What the task asks ::
Only the lines from the one with "Write a component" to the one with "string; propW: string;", both included, should be output, without any images.

Given records ::
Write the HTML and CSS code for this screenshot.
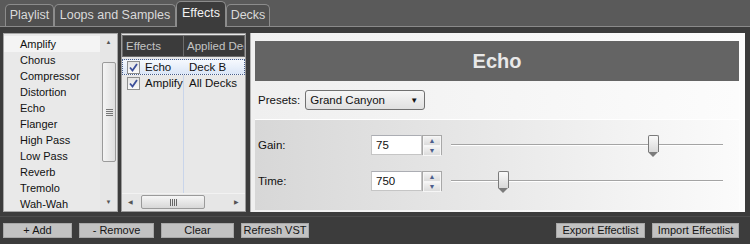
FILE: index.html
```
<!DOCTYPE html>
<html>
  <head>
    <meta charset="utf-8" />
    <title>Effects</title>
    <link rel="stylesheet" href="styles.css">
  </head>
  <body>
    <div id="tabbar">
      <div class="tab" style="width:49px">Playlist</div>
      <div class="tab" style="width:122px">Loops and Samples</div>
      <div class="tab active" style="width:50px">Effects</div>
      <div class="tab" style="width:44px">Decks</div>
    </div>

    <div id="workspace">
      <div id="effectlist">
        <div class="items">
          <div class="item current">Amplify</div>
          <div class="item">Chorus</div>
          <div class="item">Compressor</div>
          <div class="item">Distortion</div>
          <div class="item">Echo</div>
          <div class="item">Flanger</div>
          <div class="item">High Pass</div>
          <div class="item">Low Pass</div>
          <div class="item">Reverb</div>
          <div class="item">Tremolo</div>
          <div class="item">Wah-Wah</div>
        </div>
        <div class="vscroll">
          <div class="arrow">&#9650;</div>
          <div class="track">
            <div class="vthumb"><span class="grip-h"></span></div>
          </div>
          <div class="arrow">&#9660;</div>
        </div>
      </div>

      <div id="applied">
        <div class="header">
          <div class="col first">Effects</div>
          <div class="col">Applied Decks</div>
        </div>
        <div class="rows">
          <div class="row selected">
            <div class="col first"><span class="check"><svg width="11" height="11" viewBox="0 0 11 11"><path d="M2 5.5 L4.5 8.5 L9 2" fill="none" stroke="#3c4f9a" stroke-width="1.8"/></svg></span>Echo</div>
            <div class="col">Deck B</div>
          </div>
          <div class="row">
            <div class="col first"><span class="check"><svg width="11" height="11" viewBox="0 0 11 11"><path d="M2 5.5 L4.5 8.5 L9 2" fill="none" stroke="#3c4f9a" stroke-width="1.8"/></svg></span>Amplify</div>
            <div class="col">All Decks</div>
          </div>
        </div>
        <div class="hscroll">
          <div class="arrow">&#9664;</div>
          <div class="htrack">
            <div class="hthumb"><span class="grip-v"></span></div>
          </div>
          <div class="arrow">&#9654;</div>
        </div>
      </div>

      <div id="editor">
        <div class="title">Echo</div>
        <div class="presets">
          <span>Presets:</span>
          <div class="select">
            <span>Grand Canyon</span>
            <span class="caret">&#9660;</span>
          </div>
        </div>
        <div class="params">
          <div class="param">
            <span class="label">Gain:</span>
            <div class="number">75</div>
            <div class="spin">
              <div class="spinbtn">&#9650;</div>
              <div class="spinbtn">&#9660;</div>
            </div>
            <div class="slider">
              <div class="line"></div>
              <div class="knob" style="left:72.4%"></div>
            </div>
          </div>
          <div class="param">
            <span class="label">Time:</span>
            <div class="number">750</div>
            <div class="spin">
              <div class="spinbtn">&#9650;</div>
              <div class="spinbtn">&#9660;</div>
            </div>
            <div class="slider">
              <div class="line"></div>
              <div class="knob" style="left:17.3%"></div>
            </div>
          </div>
        </div>
      </div>
    </div>

    <div id="toolbar">
      <button style="width:69px">+ Add</button>
      <button style="width:75px">- Remove</button>
      <button style="width:73px">Clear</button>
      <button style="width:68px">Refresh VST</button>
      <div class="spacer"></div>
      <button style="width:89px">Export Effectlist</button>
      <button style="width:87px">Import Effectlist</button>
    </div>
  </body>
</html>
```

FILE: styles.css
```
* {
  box-sizing: border-box;
  font-family: "Liberation Sans", Arial, sans-serif;
}
body {
  margin: 0;
  width: 750px;
  height: 244px;
  overflow: hidden;
  background-color: #3c3c3c;
  font-size: 11px;
  color: #111;
}

/* tabs */
#tabbar {
  display: flex;
  align-items: flex-end;
  height: 27px;
  padding-left: 5px;
  background-color: #5a5a5a;
  border-bottom: 1px solid #8a8a8a;
}
.tab {
  height: 22px;
  line-height: 21px;
  text-align: center;
  font-size: 12.5px;
  color: #dadada;
  background-color: #505050;
  border: 1px solid #8c8c8c;
  border-bottom: none;
  border-radius: 5px 5px 0 0;
}
.tab.active {
  height: 26px;
  line-height: 22px;
  margin-bottom: -1px;
  color: #f2f2f2;
  background-color: #3c3c3c;
  position: relative;
}

/* panels */
#workspace {
  display: flex;
  height: 189px;
  padding: 6px 5px 0 3px;
}

#effectlist {
  display: flex;
  width: 115px;
  height: 179px;
  background-color: #e9e9e9;
  border: 1px solid #a6a6a6;
}
#effectlist .items {
  flex: 1;
  padding-top: 2px;
}
.item {
  height: 16px;
  line-height: 16px;
  padding-left: 16px;
}
.item.current {
  background-color: #f4f4f4;
}
.vscroll {
  width: 17px;
  display: flex;
  flex-direction: column;
  background-color: #e6e6e6;
}
.arrow {
  height: 17px;
  line-height: 17px;
  text-align: center;
  font-size: 6px;
  color: #555;
}
.track {
  flex: 1;
  padding: 11px 1px 0 2px;
}
.vthumb {
  height: 100px;
  border: 1px solid #9a9a9a;
  border-radius: 2px;
  background: linear-gradient(to right, #f4f4f4, #dedede);
  display: flex;
  align-items: center;
  justify-content: center;
}
.grip-h {
  width: 7px;
  height: 7px;
  background: repeating-linear-gradient(to bottom, #777 0 1px, transparent 1px 2px);
}

#applied {
  display: flex;
  flex-direction: column;
  width: 125px;
  height: 179px;
  margin-left: 3px;
  background-color: #e8e8e8;
  border: 1px solid #9c9c9c;
}
#applied .header {
  display: flex;
  height: 22px;
  margin: 1px 0 2px;
  background-color: #3b3b3b;
  border: 1px solid #6c6c6c;
  color: #c4c4c4;
  font-size: 11.5px;
  white-space: nowrap;
  overflow: hidden;
}
#applied .header .col {
  line-height: 20px;
  padding-left: 3px;
}
#applied .header .first {
  border-right: 1px solid #6c6c6c;
}
.col.first {
  width: 61px;
  flex-shrink: 0;
}
.rows {
  flex: 1;
  background: linear-gradient(to right, transparent 61px, #c9d5ea 61px, #c9d5ea 62px, transparent 62px);
}
.row {
  display: flex;
  height: 16px;
  line-height: 14px;
  white-space: nowrap;
  overflow: hidden;
  font-size: 11.5px;
  border: 1px solid transparent;
}
.row .col {
  display: flex;
  align-items: center;
  padding-left: 5px;
}
.row .col.first {
  padding-left: 4px;
}
.row.selected {
  border: 1px dotted #4a5f8a;
  background: linear-gradient(to bottom, #f6f9fe, #dbe6f7);
}
.check {
  width: 13px;
  height: 13px;
  margin-right: 5px;
  border: 1px solid #8e8f8f;
  background: linear-gradient(to bottom, #e4e4e4, #fafafa);
  display: flex;
  align-items: center;
  justify-content: center;
}
.hscroll {
  display: flex;
  height: 17px;
  margin-bottom: 1px;
  background-color: #e6e6e6;
  border-top: 1px solid #f2f2f2;
}
.hscroll .arrow {
  width: 17px;
  line-height: 16px;
}
.htrack {
  flex: 1;
  padding: 1px 0 1px 2px;
}
.hthumb {
  width: 64px;
  height: 100%;
  border: 1px solid #9a9a9a;
  border-radius: 2px;
  background: linear-gradient(to bottom, #f6f6f6, #d8d8d8);
  display: flex;
  align-items: center;
  justify-content: center;
}
.grip-v {
  width: 7px;
  height: 7px;
  background: repeating-linear-gradient(to right, #666 0 1px, transparent 1px 2px);
}

#editor {
  flex: 1;
  height: 179px;
  margin-left: 4px;
  padding: 8px 6px 1px 4px;
  background: linear-gradient(to right, #f0f0f0, #fdfdfd);
  border-left: 1px solid #b4b4b4;
}
#editor .title {
  height: 40px;
  line-height: 40px;
  text-align: center;
  background-color: #646464;
  color: #e8e8e8;
  font-size: 20px;
  font-weight: bold;
}
.presets {
  display: flex;
  align-items: center;
  gap: 5px;
  height: 39px;
  padding-left: 3px;
  font-size: 11.5px;
  background: linear-gradient(to right, #efefef, #fcfcfc);
  border-bottom: 1px solid #fff;
}
.select {
  display: flex;
  justify-content: space-between;
  align-items: center;
  width: 120px;
  height: 20px;
  padding: 0 6px 0 4px;
  border: 1px solid #707070;
  border-radius: 3px;
  background: linear-gradient(to bottom, #f6f6f6, #e0e0e0);
}
.caret {
  font-size: 8px;
  color: #111;
}
.params {
  height: 90px;
  padding-top: 15px;
  background: linear-gradient(to right, #d7d7d7, #fbfbfb);
}
.param {
  display: flex;
  align-items: center;
  height: 20px;
  margin-bottom: 16px;
  font-size: 11.5px;
}
.param .label {
  width: 116px;
  padding-left: 3px;
}
.number {
  width: 51px;
  height: 20px;
  line-height: 18px;
  padding-left: 4px;
  background-color: #fff;
  border: 1px solid #c5c5c5;
  border-top-color: #abadb3;
}
.spin {
  width: 20px;
  height: 20px;
  display: flex;
  flex-direction: column;
  border: 1px solid #a8a8a8;
  background-color: #e8e8e8;
}
.spinbtn {
  flex: 1;
  font-size: 7px;
  line-height: 8px;
  text-align: center;
  color: #4d5e8c;
  border: 1px solid #f6f6f6;
  background: linear-gradient(to bottom, #f2f2f2, #dcdcdc);
}
.slider {
  position: relative;
  width: 272px;
  height: 20px;
  margin-left: 9px;
}
.slider .line {
  position: absolute;
  top: 9px;
  left: 0;
  right: 0;
  height: 2px;
  border-top: 1px solid #a4a4a4;
  border-bottom: 1px solid #fff;
}
.knob {
  position: absolute;
  top: 0;
  width: 11px;
  height: 17px;
  border: 1px solid #7b7b7b;
  border-bottom: none;
  border-radius: 2px 2px 0 0;
  background: linear-gradient(to bottom, #fafafa, #d9d9d9);
}
.knob::after {
  content: "";
  position: absolute;
  left: -1px;
  bottom: -5px;
  width: 0;
  height: 0;
  border-left: 5.5px solid transparent;
  border-right: 5.5px solid transparent;
  border-top: 5px solid #7b7b7b;
}

/* bottom buttons */
#toolbar {
  display: flex;
  gap: 7px;
  height: 28px;
  padding: 6px 11px 0 3px;
  border-top: 1px solid #4c4c4c;
}
#toolbar .spacer {
  flex: 1;
}
#toolbar button {
  height: 15px;
  padding: 0;
  font-size: 11px;
  line-height: 13px;
  color: #151515;
  background-color: #c2c2c2;
  border: 1px solid #a8a8a8;
}
```
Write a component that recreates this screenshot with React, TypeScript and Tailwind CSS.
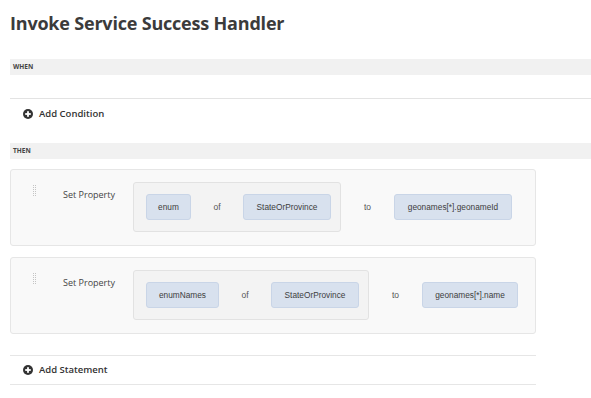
const font = { fontFamily: '"Open Sans", "Noto Sans", sans-serif' };
const arial = { fontFamily: '"Liberation Sans", Arial, sans-serif' };

const PlusIcon = () => (
  <svg width="10" height="10" viewBox="0 0 10 10">
    <circle cx="5" cy="5" r="5" fill="#333" />
    <rect x="2.2" y="4.1" width="5.6" height="1.8" fill="#fff" />
    <rect x="4.1" y="2.2" width="1.8" height="5.6" fill="#fff" />
  </svg>
);

const Handle = () => (
  <svg width="4" height="11" viewBox="0 0 4 11">
    {[0, 2, 4, 6, 8, 10].map((y) => (
      <g key={y}>
        <rect x="0" y={y} width="1" height="1" fill="#c4c4c4" />
        <rect x="2" y={y} width="1" height="1" fill="#c4c4c4" />
      </g>
    ))}
  </svg>
);

const Chip = ({ text, width }: { text: string; width: string }) => (
  <div
    className={`${width} h-[26px] flex items-center justify-center rounded-[3px] border border-[#c9d5e7] bg-[#d8e1ee] text-[8.3px] text-[#3d3d3d]`}
    style={arial}
  >
    {text}
  </div>
);

const Word = ({ text, width }: { text: string; width: string }) => (
  <div className={`${width} text-center text-[8.5px] text-[#555]`} style={arial}>
    {text}
  </div>
);

type Stmt = { prop: string; propW: string; obj: string; value: string; valueW: string };

const Statement = ({ s }: { s: Stmt }) => (
  <div className="ml-[10px] w-[526px] h-[77px] flex items-start rounded-[3px] border border-[#e6e6e6] bg-[#f9f9f9]">
    <div className="ml-[22px] mt-[15px]">
      <Handle />
    </div>
    <div className="ml-[26px] mt-[18px] w-[70px] text-[9px] text-[#444]">Set Property</div>
    <div className="mt-[12px] h-[50px] flex items-center rounded-[3px] border border-[#e2e2e2] bg-[#f3f3f3] pl-[12px] pr-[9px]">
      <Chip text={s.prop} width={s.propW} />
      <Word text="of" width="w-[52px]" />
      <Chip text={s.obj} width="w-[88px]" />
    </div>
    <div className="mt-[12px] h-[50px] flex items-center">
      <Word text="to" width="w-[53px]" />
      <Chip text={s.value} width={s.valueW} />
    </div>
  </div>
);

const AddRow = ({ label }: { label: string }) => (
  <div className="h-[28px] flex items-center pl-[23px] gap-[6px]">
    <PlusIcon />
    <span className="text-[9.5px] font-semibold text-[#333]">{label}</span>
  </div>
);

const SectionBar = ({ label }: { label: string }) => (
  <div className="ml-[10px] h-[16px] flex items-center bg-[#f1f1f1] pl-[3px] text-[6.5px] font-bold text-[#444]">
    {label}
  </div>
);

const rows: Stmt[] = [
  { prop: 'enum', propW: 'w-[45px]', obj: 'StateOrProvince', value: 'geonames[*].geonameId', valueW: 'w-[118px]' },
  { prop: 'enumNames', propW: 'w-[73px]', obj: 'StateOrProvince', value: 'geonames[*].name', valueW: 'w-[96px]' },
];

export default function App() {
  return (
    <div className="w-[591px] h-[398px] bg-white overflow-hidden" style={font}>
      <h1 className="pl-[10px] pt-[10px] h-[59px] text-[18px] leading-[26px] font-bold tracking-[-0.2px] text-[#3b3b3b]">
        Invoke Service Success Handler
      </h1>
      <SectionBar label="WHEN" />
      <div className="h-[23px]" />
      <div className="ml-[10px] border-t border-[#e3e3e3]">
        <div className="-ml-[10px] pt-[1px]">
          <AddRow label="Add Condition" />
        </div>
      </div>
      <div className="h-[15px]" />
      <SectionBar label="THEN" />
      <div className="h-[10px]" />
      <div className="flex flex-col gap-[11px]">
        {rows.map((s) => (
          <Statement key={s.prop} s={s} />
        ))}
      </div>
      <div className="h-[21px]" />
      <div className="ml-[10px] w-[526px] border-y border-[#e6e6e6]">
        <div className="-ml-[10px]">
          <AddRow label="Add Statement" />
        </div>
      </div>
    </div>
  );
}
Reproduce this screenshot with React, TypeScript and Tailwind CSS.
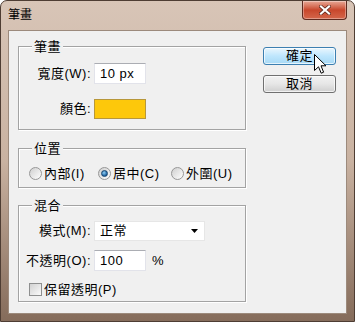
import React from 'react';

const FONT = { fontFamily: '"Liberation Sans", "Noto Sans CJK TC", sans-serif' };

const Group: React.FC<{ title: string; className: string; children: React.ReactNode }> = ({ title, className, children }) => (
    <div className={`relative border border-[#a3a3a3] shadow-[inset_1px_1px_0_#ffffff,1px_1px_0_#ffffff] ${className}`}>
        <span className="absolute left-[13px] top-[-8px] px-[2px] bg-[#f0f0f0] leading-[15px]">{title}</span>
        {children}
    </div>
);

const Radio: React.FC<{ checked?: boolean }> = ({ checked }) => (
    <div className="w-[13px] h-[13px] rounded-full border border-[#979797] bg-gradient-to-br from-[#cfcfcf] to-[#ffffff] flex items-center justify-center">
        {checked && <div className="w-[7px] h-[7px] rounded-full bg-[radial-gradient(circle_at_40%_35%,#8fd0f5,#1c5f9e_70%)] border border-[#17456f]" />}
    </div>
);

const Field: React.FC<{ w: string; children?: React.ReactNode }> = ({ w, children }) => (
    <div className={`${w} h-[21px] bg-white border border-[#e2e3ea] border-t-[#abadb3] flex items-center pl-[5px]`}>{children}</div>
);

const App: React.FC = () => {
    return (
        <div style={FONT} className="w-[355px] h-[322px] text-[13px] tracking-[0.5px] text-black">
            <div className="relative w-full h-full rounded-t-[7px] border border-[#4e3d33] bg-gradient-to-b from-[#d8c5b7] via-[#c9b2a1] to-[#856c5b] flex flex-col">
                {/* title bar */}
                <div className="h-[29px] flex justify-between items-start">
                    <span className="ml-[7px] mt-[7px] text-[12px] leading-[14px] tracking-normal">筆畫</span>
                    <div className="mr-[7px] w-[45px] h-[19px] rounded-b-[4px] border border-t-0 border-[#5e2b20] bg-gradient-to-b from-[#e7a896] via-[#c8472c] to-[#d4664a] flex items-center justify-center shadow-[inset_0_0_0_1px_rgba(255,255,255,0.35)]">
                        <svg width="12" height="10" viewBox="0 0 12 10">
                            <path d="M2 1.5 L10 8.5 M10 1.5 L2 8.5" stroke="#5a2418" strokeWidth="3.6" strokeLinecap="square" />
                            <path d="M2 1.5 L10 8.5 M10 1.5 L2 8.5" stroke="#ffffff" strokeWidth="2.2" strokeLinecap="square" />
                        </svg>
                    </div>
                </div>

                {/* client area */}
                <div className="flex-1 mx-[7px] mb-[7px] border border-[#9c8a7c] bg-[#f0f0f0] flex pl-[9px] pt-[15px]">
                    <div className="w-[228px] flex flex-col">
                        <Group title="筆畫" className="h-[84px] pt-[16px] flex flex-col gap-[15px]">
                            <div className="flex items-center h-[21px]">
                                <span className="w-[72px] text-right">寬度(W):</span>
                                <div className="ml-[3px]"><Field w="w-[52px]">10 px</Field></div>
                            </div>
                            <div className="flex items-center h-[20px]">
                                <span className="w-[72px] text-right">顏色:</span>
                                <div className="ml-[3px] w-[52px] h-[20px] bg-[#fdc80b] border border-[#b7973a]" />
                            </div>
                        </Group>

                        <Group title="位置" className="mt-[18px] h-[40px] pt-[18px]">
                            <div className="flex items-center h-[13px] pl-[10px]">
                                <div className="w-[69px] flex items-center gap-[2px]"><Radio /><span>內部(I)</span></div>
                                <div className="w-[73px] flex items-center gap-[2px]"><Radio checked /><span>居中(C)</span></div>
                                <div className="flex items-center gap-[2px]"><Radio /><span>外圍(U)</span></div>
                            </div>
                        </Group>

                        <Group title="混合" className="mt-[17px] h-[97px] pt-[15px] flex flex-col">
                            <div className="flex items-center h-[20px]">
                                <span className="w-[72px] text-right">模式(M):</span>
                                <div className="ml-[3px] w-[111px] h-[20px] bg-white border border-[#e6e6e6] flex items-center justify-between pl-[5px] pr-[6px]">
                                    <span>正常</span>
                                    <svg width="7" height="4" viewBox="0 0 7 4"><path d="M0 0 H7 L3.5 4 Z" fill="#000" /></svg>
                                </div>
                            </div>
                            <div className="flex items-center h-[21px] mt-[9px]">
                                <span className="w-[72px] text-right">不透明(O):</span>
                                <div className="ml-[3px]"><Field w="w-[52px]">100</Field></div>
                                <span className="ml-[6px]">%</span>
                            </div>
                            <div className="flex items-center h-[13px] mt-[12px] pl-[10px] gap-[2px]">
                                <div className="w-[13px] h-[13px] border border-[#8e8f8f] bg-gradient-to-br from-[#d2d2d2] to-[#fafafa]" />
                                <span>保留透明(P)</span>
                            </div>
                        </Group>
                    </div>

                    <div className="ml-[17px] pt-[1px] w-[73px] flex flex-col gap-[10px]">
                        <button className="h-[18px] rounded-[3px] border border-[#3c7fb1] bg-gradient-to-b from-[#eaf6fd] via-[#bee6fd] to-[#a7d9f5] leading-[16px] shadow-[inset_0_0_0_1px_rgba(255,255,255,0.7)]">確定</button>
                        <button className="h-[18px] rounded-[3px] border border-[#707070] bg-gradient-to-b from-[#f2f2f2] via-[#e6e6e6] to-[#cfcfcf] leading-[16px] shadow-[inset_0_0_0_1px_rgba(255,255,255,0.7)]">取消</button>
                    </div>
                </div>

                {/* mouse pointer */}
                <svg className="absolute left-[313px] top-[53px]" width="13" height="20" viewBox="0 0 13 20">
                    <path d="M0.5 0.5 L0.5 16.5 L4.5 12.8 L7.2 19.2 L9.6 18.2 L7 11.8 L12 11.8 Z" fill="#fff" stroke="#000" strokeWidth="1" strokeLinejoin="round" />
                </svg>
            </div>
        </div>
    );
};

export default App;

Solved exercise ::
Write a component that recreates this screenshot with React, TypeScript and Tailwind CSS.
const font = { fontFamily: '"Open Sans", "Noto Sans", sans-serif' };
const arial = { fontFamily: '"Liberation Sans", Arial, sans-serif' };

const PlusIcon = () => (
  <svg width="10" height="10" viewBox="0 0 10 10">
    <circle cx="5" cy="5" r="5" fill="#333" />
    <rect x="2.2" y="4.1" width="5.6" height="1.8" fill="#fff" />
    <rect x="4.1" y="2.2" width="1.8" height="5.6" fill="#fff" />
  </svg>
);

const Handle = () => (
  <svg width="4" height="11" viewBox="0 0 4 11">
    {[0, 2, 4, 6, 8, 10].map((y) => (
      <g key={y}>
        <rect x="0" y={y} width="1" height="1" fill="#c4c4c4" />
        <rect x="2" y={y} width="1" height="1" fill="#c4c4c4" />
      </g>
    ))}
  </svg>
);

const Chip = ({ text, width }: { text: string; width: string }) => (
  <div
    className={`${width} h-[26px] flex items-center justify-center rounded-[3px] border border-[#c9d5e7] bg-[#d8e1ee] text-[8.3px] text-[#3d3d3d]`}
    style={arial}
  >
    {text}
  </div>
);

const Word = ({ text, width }: { text: string; width: string }) => (
  <div className={`${width} text-center text-[8.5px] text-[#555]`} style={arial}>
    {text}
  </div>
);

type Stmt = { prop: string; propW: string; obj: string; value: string; valueW: string };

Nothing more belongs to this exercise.